アニメ映画「魔女の宅急便」は、ジブリ作品の中でも人気の高い作品の一つです。
この魔女宅について不思議な疑問を持っている人がいるようで驚きました。
人の役に立つことを自分の存在理由としていたキキは、老婦人の依頼により孫娘にニシンのパイの届け物をした際に、意外な反応が返ってきたことにショックを受け、またずぶ濡れになってしまいパーティにも間に合わなくなったキキは落ち込んでしまいます。
酷い熱を出して寝込んだキキは、ジジの言葉もわからなくなってしまいます。こうしてホウキで飛べなくなった少女キキは、その後周りの人たちの励ましにより再び飛行能力を取り戻します。
絵描きの少女ウルスラとの忘れられない一夜を過ごしたあと店に帰ると、女主人オソノさんから「この前のお婆さんがまた来てくれって。どうする?断ろうか」と、老婦人から電話があったことを伝えられます。
そして老婦人の元へ訪れたキキに、サプライズが用意されていました。
老婦人「キキ、この箱をちょっと開けて」
キキ「はい」
(中から”KIKI”と書かれたバースデーケーキが現れる)
キキ「奥さま、これ…」
老婦人「それをキキという人に届けてほしいの。この前とってもお世話になったから、そのお礼なのよ」
(驚くキキに老婦人は続ける)
老婦人「その子のお誕生日を聞いてくれる?またケーキを焼けるでしょう」
言葉を失うキキに、優しく「キキ?」と問いかける老婦人。
(けなげに涙を拭ったキキが元気よく答える)
キキ「きっとその子も、おばさまの誕生日を知りたがるわ! プレゼントを考える楽しみができるから」
老婦人「ほんとね。フフフ」
その後、テレビで知った親友トンボの危機に対して、飛行船事故の現場へと駆けつけて見事その危機からトンボを救い出し、物語は大団円を迎えます。依頼を受けて人の役に立つのではなく、自らの意思で自らの持つ飛ぶ力によりトンボの危機を救ったことにより、キキは本来の自分自身を取り戻します。
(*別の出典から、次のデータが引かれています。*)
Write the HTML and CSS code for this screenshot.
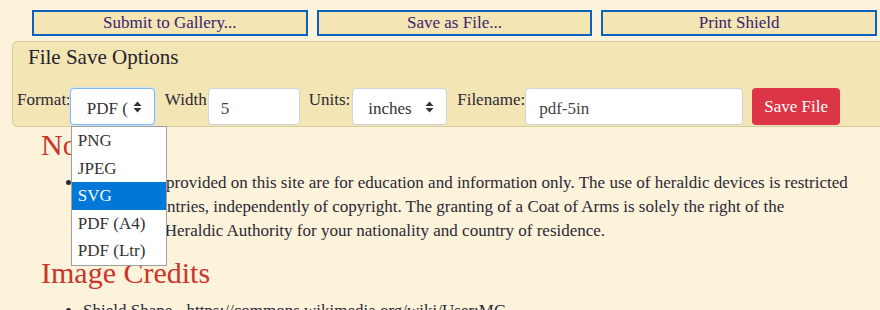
FILE: index.html
```html
<!DOCTYPE html>
<html>
<head>
  <meta charset="UTF-8">
  <title>Shield Designer</title>
  <link rel="stylesheet" href="styles.css">
</head>
<body>
  <div class="actions">
    <button class="act-btn">Submit to Gallery...</button>
    <button class="act-btn">Save as File...</button>
    <button class="act-btn">Print Shield</button>
  </div>

  <div class="save-panel">
    <div class="panel-title">File Save Options</div>
    <div class="save-row">
      <label>Format:</label>
      <div class="fake-select focused fmt">
        <span class="sel-text">PDF (</span>
        <svg class="sel-arrow" width="9" height="12" viewBox="0 0 9 12"><path d="M4.5 0.5 L8.5 5 H0.5 Z M0.5 7 H8.5 L4.5 11.5 Z" fill="#333"/></svg>
        <div class="dropdown">
          <div class="opt">PNG</div>
          <div class="opt">JPEG</div>
          <div class="opt active">SVG</div>
          <div class="opt">PDF (A4)</div>
          <div class="opt">PDF (Ltr)</div>
        </div>
      </div>
      <label>Width</label>
      <input class="field width-field" type="text" value="5">
      <label>Units:</label>
      <div class="fake-select units">
        <span class="sel-text">inches</span>
        <svg class="sel-arrow" width="9" height="12" viewBox="0 0 9 12"><path d="M4.5 0.5 L8.5 5 H0.5 Z M0.5 7 H8.5 L4.5 11.5 Z" fill="#333"/></svg>
      </div>
      <label>Filename:</label>
      <input class="field name-field" type="text" value="pdf-5in">
      <button class="save-btn">Save File</button>
    </div>
  </div>

  <div class="content">
    <h2>Notes</h2>
    <ul>
      <li>The images provided on this site are for education and information only. The use of heraldic devices is restricted in many countries, independently of copyright. The granting of a Coat of Arms is solely the right of the appropriate Heraldic Authority for your nationality and country of residence.</li>
    </ul>
    <h2>Image Credits</h2>
    <ul>
      <li>Shield Shape - https://commons.wikimedia.org/wiki/User:MG</li>
    </ul>
  </div>
</body>
</html>
```

FILE: styles.css
```css
body {
  margin: 0;
  background: #fcf3da;
  font-family: "Liberation Serif", "DejaVu Serif", serif;
  color: #2b2838;
  overflow: hidden;
}
.actions {
  display: grid;
  grid-template-columns: repeat(3, 1fr);
  gap: 9px;
  padding: 10px 3px 0 32px;
}
.act-btn {
  height: 26px;
  border: 2px solid #0a62bd;
  background: #f3e6b4;
  color: #3a2170;
  font-family: inherit;
  font-size: 17px;
  padding: 0;
}
.save-panel {
  margin: 5px -6px 0 12px;
  height: 84px;
  background: #f3e6b4;
  border: 1px solid #d9cc9c;
  border-radius: 5px;
}
.panel-title {
  font-size: 21px;
  padding: 3px 0 0 15px;
  height: 43px;
  color: #26232f;
}
.save-row {
  display: flex;
  align-items: flex-start;
  padding-left: 4px;
}
.save-row label {
  font-size: 17px;
  padding-top: 2px;
}
.fake-select {
  position: relative;
  height: 37px;
  box-sizing: border-box;
  background: #fff;
  border: 1px solid #ced4da;
  border-radius: 4px;
  display: flex;
  align-items: center;
  font-size: 17px;
  color: #333;
  margin-right: 10px;
}
.fake-select.focused {
  border-color: #86b7f5;
  box-shadow: 0 0 0 1px #cfe2fb;
}
.fmt {
  width: 85px;
  padding-left: 16px;
  margin-left: -1px;
}
.units {
  width: 95px;
  padding-left: 15px;
  margin-left: 2px;
}
.sel-text {
  flex: 1;
  min-width: 0;
  padding-top: 4px;
  overflow: hidden;
  white-space: nowrap;
}
.sel-arrow {
  flex: none;
  margin-right: 12px;
}
.field {
  height: 37px;
  box-sizing: border-box;
  border: 1px solid #ced4da;
  border-radius: 4px;
  background: #fff;
  font-family: inherit;
  font-size: 17px;
  color: #444;
  padding: 4px 12px 0;
  margin-right: 9px;
}
.width-field {
  width: 92px;
  margin-left: 1px;
}
.name-field {
  width: 218px;
  padding-left: 13px;
}
.save-btn {
  height: 37px;
  width: 88px;
  border: none;
  border-radius: 4px;
  background: #dc3545;
  color: #fff;
  font-family: inherit;
  font-size: 17px;
  padding: 0;
}
.dropdown {
  position: absolute;
  top: 37px;
  left: 0;
  width: 96px;
  box-sizing: border-box;
  background: #fff;
  border: 1px solid #a0a0a0;
  z-index: 5;
}
.opt {
  height: 27.6px;
  line-height: 27.6px;
  padding-left: 6px;
  color: #333;
  font-size: 17px;
}
.opt.active {
  background: #0078d7;
  color: #fff;
}
.content {
  padding-left: 41px;
}
.content h2 {
  font-weight: normal;
  font-size: 30px;
  color: #c9352b;
  margin: 0;
  line-height: 36px;
}
.content ul {
  margin: 8px 0 12px;
  padding-left: 42px;
  font-size: 17px;
  line-height: 24px;
  width: 774px;
}
```
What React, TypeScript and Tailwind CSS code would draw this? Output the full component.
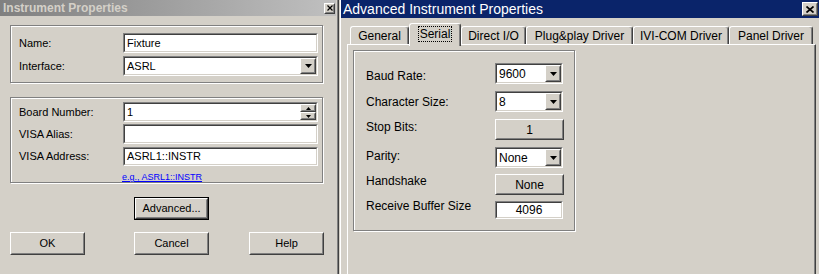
import React from "react";

type P = { className?: string; inner?: string; children?: React.ReactNode };

function Raised({ className = "", inner = "", children }: P) {
  return (
    <div className={`border border-t-white border-l-white border-r-[#404040] border-b-[#404040] bg-[#d4d0c8] ${className}`}>
      <div className={`w-full h-full border border-t-[#d4d0c8] border-l-[#d4d0c8] border-r-[#808080] border-b-[#808080] flex items-center justify-center ${inner}`}>
        {children}
      </div>
    </div>
  );
}

function Sunken({ className = "", inner = "", children }: P) {
  return (
    <div className={`border border-t-[#808080] border-l-[#808080] border-r-white border-b-white ${className}`}>
      <div className={`w-full h-full border border-t-[#404040] border-l-[#404040] border-r-[#d4d0c8] border-b-[#d4d0c8] bg-white flex items-center ${inner}`}>
        {children}
      </div>
    </div>
  );
}

function DownArrow() {
  return (
    <svg width="7" height="4" viewBox="0 0 7 4">
      <path d="M0 0H7L3.5 4Z" fill="#000" />
    </svg>
  );
}

function TinyArrow({ up }: { up?: boolean }) {
  return (
    <svg width="5" height="3" viewBox="0 0 5 3">
      <path d={up ? "M0 3H5L2.5 0Z" : "M0 0H5L2.5 3Z"} fill="#000" />
    </svg>
  );
}

function XIcon({ big }: { big?: boolean }) {
  return big ? (
    <svg width="8" height="7" viewBox="0 0 8 7">
      <path d="M0.5 0.5L7.5 6.5M7.5 0.5L0.5 6.5" stroke="#000" strokeWidth="1.7" />
    </svg>
  ) : (
    <svg width="6" height="6" viewBox="0 0 6 6">
      <path d="M0.5 0.5L5.5 5.5M5.5 0.5L0.5 5.5" stroke="#000" strokeWidth="1.2" />
    </svg>
  );
}

function Combo({ value, className = "", text = "" }: { value: string; className?: string; text?: string }) {
  return (
    <Sunken className={className}>
      <span className={`flex-1 pl-[2px] ${text}`}>{value}</span>
      <Raised className="w-[16px] h-full flex-none">
        <DownArrow />
      </Raised>
    </Sunken>
  );
}

function LeftRow({ label, children, className = "h-[20px]" }: { label: string; children: React.ReactNode; className?: string }) {
  return (
    <div className={`flex items-center ${className}`}>
      <span className="w-[104px] leading-[13px]">{label}</span>
      {children}
    </div>
  );
}

const tabs = [
  { label: "General", cls: "w-[59px] h-[18px]", sel: false },
  { label: "Serial", cls: "w-[52px] h-[23px] -mb-[2px] relative z-10 pb-[2px]", sel: true },
  { label: "Direct I/O", cls: "w-[65px] h-[18px]", sel: false },
  { label: "Plug&play Driver", cls: "w-[107px] h-[18px]", sel: false },
  { label: "IVI-COM Driver", cls: "w-[96px] h-[18px]", sel: false },
  { label: "Panel Driver", cls: "w-[84px] h-[18px]", sel: false },
];

export default function App() {
  return (
    <div className="w-[819px] h-[274px] overflow-hidden flex bg-[#d4d0c8] text-black font-['Liberation_Sans',Arial,sans-serif]">
      {/* Left window */}
      <div className="w-[339px] h-[274px] flex-none border-r border-r-[#404040]">
        <div className="h-full border-r border-r-[#808080] pr-[1px] flex flex-col text-[11px]">
          <div className="h-[16px] flex-none bg-linear-to-r from-[#808080] to-[#c0c0c0] flex items-center justify-between">
            <span className="pl-[3px] text-[12px] font-bold text-[#d4d0c8] leading-[14px]">Instrument Properties</span>
            <Raised className="w-[11px] h-[11px] mr-[1px]">
              <XIcon />
            </Raised>
          </div>

          <div className="mt-[9px] ml-[10px] w-[313px] h-[58px] flex-none border border-[#808080] shadow-[inset_1px_1px_0_#fff,1px_1px_0_#fff] pt-[7px] pl-[8px] flex flex-col gap-[3px]">
            <LeftRow label="Name:">
              <Sunken className="w-[195px] h-[20px]">
                <span className="pl-[2px] leading-[13px]">Fixture</span>
              </Sunken>
            </LeftRow>
            <LeftRow label="Interface:">
              <Combo value="ASRL" className="w-[195px] h-[20px]" />
            </LeftRow>
          </div>

          <div className="mt-[14px] ml-[10px] w-[313px] h-[86px] flex-none border border-[#808080] shadow-[inset_1px_1px_0_#fff,1px_1px_0_#fff] pt-[4px] pl-[8px] flex flex-col gap-[2px]">
            <LeftRow label="Board Number:">
              <Sunken className="w-[195px] h-[20px]">
                <span className="flex-1 pl-[2px] leading-[13px]">1</span>
                <div className="flex flex-col w-[16px] h-full flex-none">
                  <Raised className="w-full h-[8px]">
                    <TinyArrow up />
                  </Raised>
                  <Raised className="w-full h-[8px]">
                    <TinyArrow />
                  </Raised>
                </div>
              </Sunken>
            </LeftRow>
            <LeftRow label="VISA Alias:">
              <Sunken className="w-[195px] h-[20px]" />
            </LeftRow>
            <LeftRow label="VISA Address:" className="h-[19px] mt-[1px]">
              <Sunken className="w-[195px] h-[19px]">
                <span className="pl-[2px] leading-[13px]">ASRL1::INSTR</span>
              </Sunken>
            </LeftRow>
            <a className="mt-[4px] ml-[103px] text-[9px] leading-[11px] text-[#0000ff] underline">e.g., ASRL1::INSTR</a>
          </div>

          <div className="mt-[14px] ml-[134px] w-[75px] h-[23px] flex-none border border-black">
            <Raised className="w-full h-full">Advanced...</Raised>
          </div>

          <div className="mt-[12px] flex h-[23px] flex-none">
            <Raised className="ml-[10px] w-[75px] h-[23px]">OK</Raised>
            <Raised className="ml-[49px] w-[75px] h-[23px]">Cancel</Raised>
            <Raised className="ml-[40px] w-[75px] h-[23px]">Help</Raised>
          </div>
        </div>
      </div>

      {/* Right window */}
      <div className="flex-1 h-[274px] border-l border-l-[#d4d0c8] flex">
        <div className="flex-1 border-l border-l-white flex flex-col">
          <div className="h-[18px] flex-none bg-[#0a246a] flex items-center justify-between">
            <span className="pl-[2px] text-white text-[14px] leading-[16px]">Advanced Instrument Properties</span>
            <Raised className="w-[16px] h-[14px] mr-[1px]">
              <XIcon big />
            </Raised>
          </div>

          <div className="flex items-end h-[21px] mt-[5px] ml-[9px] flex-none text-[12px]">
            {tabs.map((t) => (
              <div
                key={t.label}
                className={`${t.cls} flex items-center justify-center bg-[#d4d0c8] border-t border-l border-r border-t-white border-l-white border-r-[#404040] rounded-t-[3px] shadow-[inset_-1px_0_0_#808080]`}
              >
                {t.sel ? (
                  <span className="border border-dotted border-black px-[1px] leading-[14px]">{t.label}</span>
                ) : (
                  <span className="leading-[14px]">{t.label}</span>
                )}
              </div>
            ))}
          </div>

          <div className="ml-[6px] w-[469px] flex-1 border-t border-l border-r border-t-white border-l-white border-r-[#404040] shadow-[inset_-1px_0_0_#808080] bg-[#d4d0c8]">
            <div className="mt-[5px] ml-[5px] w-[222px] h-[181px] border border-[#808080] shadow-[inset_1px_1px_0_#fff,1px_1px_0_#fff] flex text-[12px]">
              <div className="w-[141px] pl-[12px] flex flex-col leading-[14px]">
                <span className="mt-[18px]">Baud Rate:</span>
                <span className="mt-[12px]">Character Size:</span>
                <span className="mt-[11px]">Stop Bits:</span>
                <span className="mt-[15px]">Parity:</span>
                <span className="mt-[11px]">Handshake</span>
                <span className="mt-[11px]">Receive Buffer Size</span>
              </div>
              <div className="flex flex-col leading-[14px]">
                <Combo value="9600" className="mt-[12px] w-[68px] h-[21px]" />
                <Combo value="8" className="mt-[7px] w-[68px] h-[21px]" />
                <Raised className="mt-[7px] w-[69px] h-[21px]">1</Raised>
                <Combo value="None" className="mt-[7px] w-[68px] h-[21px]" />
                <Raised className="mt-[6px] w-[69px] h-[21px]">None</Raised>
                <Sunken className="mt-[6px] w-[68px] h-[18px]" inner="justify-center">
                  <span>4096</span>
                </Sunken>
              </div>
            </div>
          </div>
        </div>
      </div>
    </div>
  );
}
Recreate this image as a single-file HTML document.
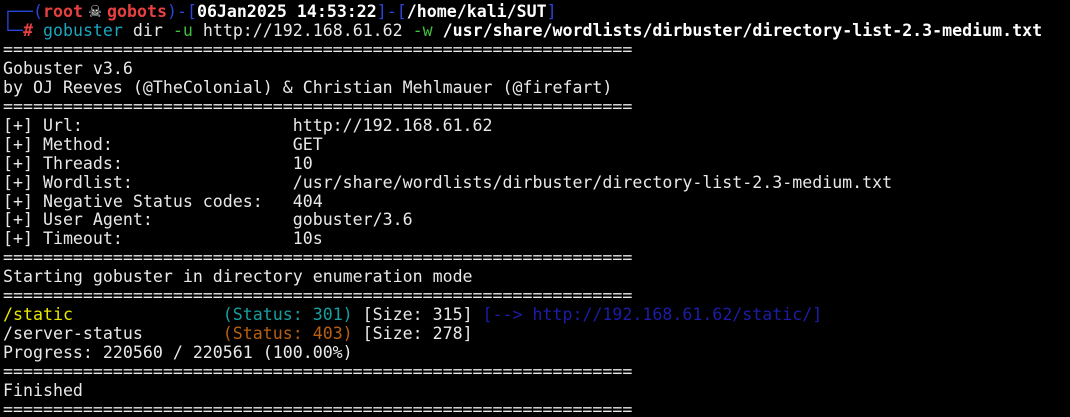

この老婦人がバースデーケーキを贈るシーンは、13歳の心揺れ動く多感な少女にそっと寄り添う心溢れる優しさが描かれた、アニメ映画屈指の名場面ではないかと思います。
老婦人の洒落た心遣いも素晴らしいし、それに対して元気な自分を演じてみせるキキの健気な頑張りも胸に響きます。
そしてなにより、久石譲作曲の「かあさんのホウキ(Mom’s Broom)」が、このシーンをより一層感動的な場面へと盛り上げています。
ところで冒頭「驚いた」と書いたのは、このシーンを「お婆さんはボケてしまっておりキキに気づいていない(だから”キキという人に~”と間接的表現を使っている)」と受け取っている人がいたためです。
確かにそれまでの流れを理解していなければ、お婆さんがボケてしまい「宅急便の人」と「キキ」を認識できていないとも取れなくはありません。
しかし、であれば、なぜウルスラはわざわざ夏の間過ごす森のなかの一軒家にキキを誘ったのか?またケーキを見たキキがなぜ涙ぐんだのか?も到底理解できないでしょうし、その後キキがなにをきっかけに飛行能力を取り戻したのかも理解できないのではないでしょうか。
※ただし老婦人は「キキ」と呼びかけているため、ちゃんと目の前の人物がキキであると認識していることがわかります。
「キキという人にバースデーケーキを届けて欲しい」という老婦人の言葉は、キキを呼び出すための口実に過ぎず、そうすることで宅急便を仕事にしているキキが負担を感じることなくこの贈り物を受け取れるようにという思いからの、老婦人の実に細やかな心遣いなのです。
※もちろんトンボ(コポリ)の元へと贈り物を渡す体で再会させたオソノさんのさりげない心遣いなどもあります。
この思春期の少女の揺れる心情を描いた素晴らしい映画は、これからも少女たちの心を打ち、愛され続けることでしょう。
※なおこの老婦人を演じた加藤治子さんは2015年11月にこの世を去っています。またその老婦人の相手役バーサを演じた関弘子さんもまた2008年5月に世を去っています。